MUMBAI: The Reserve Bank of India’s rate-setting committee expressed concerns about a possible resurgence in food inflation ahead, minutes of the panel’s 6-8 December meeting showed. The unease prompted the Monetary Policy Committee’s (MPC) six members to keep interest rates steady in a unanimous decision. This is the fifth consecutive time that the repo rate, which was last raised by 25 bps to 6.5% at the meeting of February 2023, has remained at that level.
Repo rate refers to the interest rate at which the central bank loans money to commercial banks. In the minutes, RBI governor Shaktikanta Das was quoted as saying that monetary policy has to be actively disinflationary, and any shift in stance at this point would be premature and risky. “In the immediate months of November and December, a resurgence of vegetable price inflation is likely to push up food and headline inflation.

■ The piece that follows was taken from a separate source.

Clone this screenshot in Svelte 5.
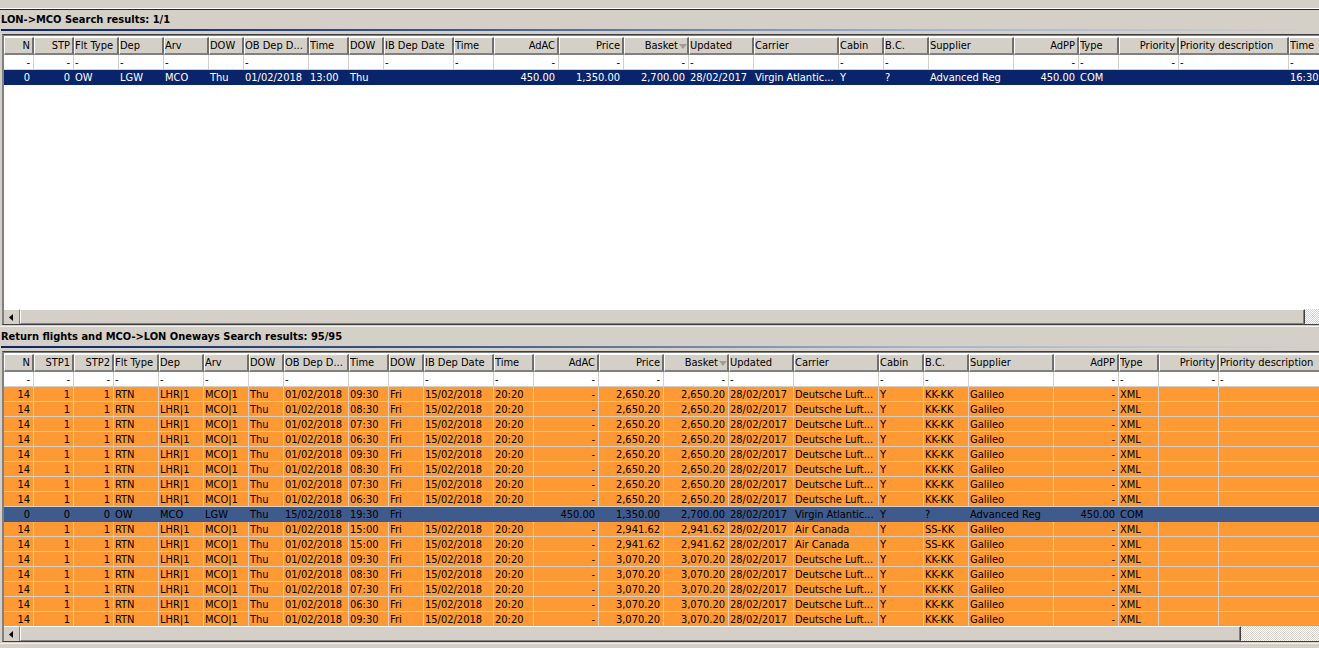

We have to remain highly alert to any signs of generalization of price impulses that may derail the ongoing process of disinflation," said Das. RBI deputy governor Michael Patra said that households are already wary. While they expect inflation to remain unchanged three months ahead, they are less sure about this prognosis than they were two months ago.
“Over the year ahead, however, they are more sure than in the past that inflation will likely rise. Consumers too reveal more pessimism about inflation a year ahead than when they were surveyed in September. Consequently, monetary policy has to remain on high alert with a restrictive stance," said Patra.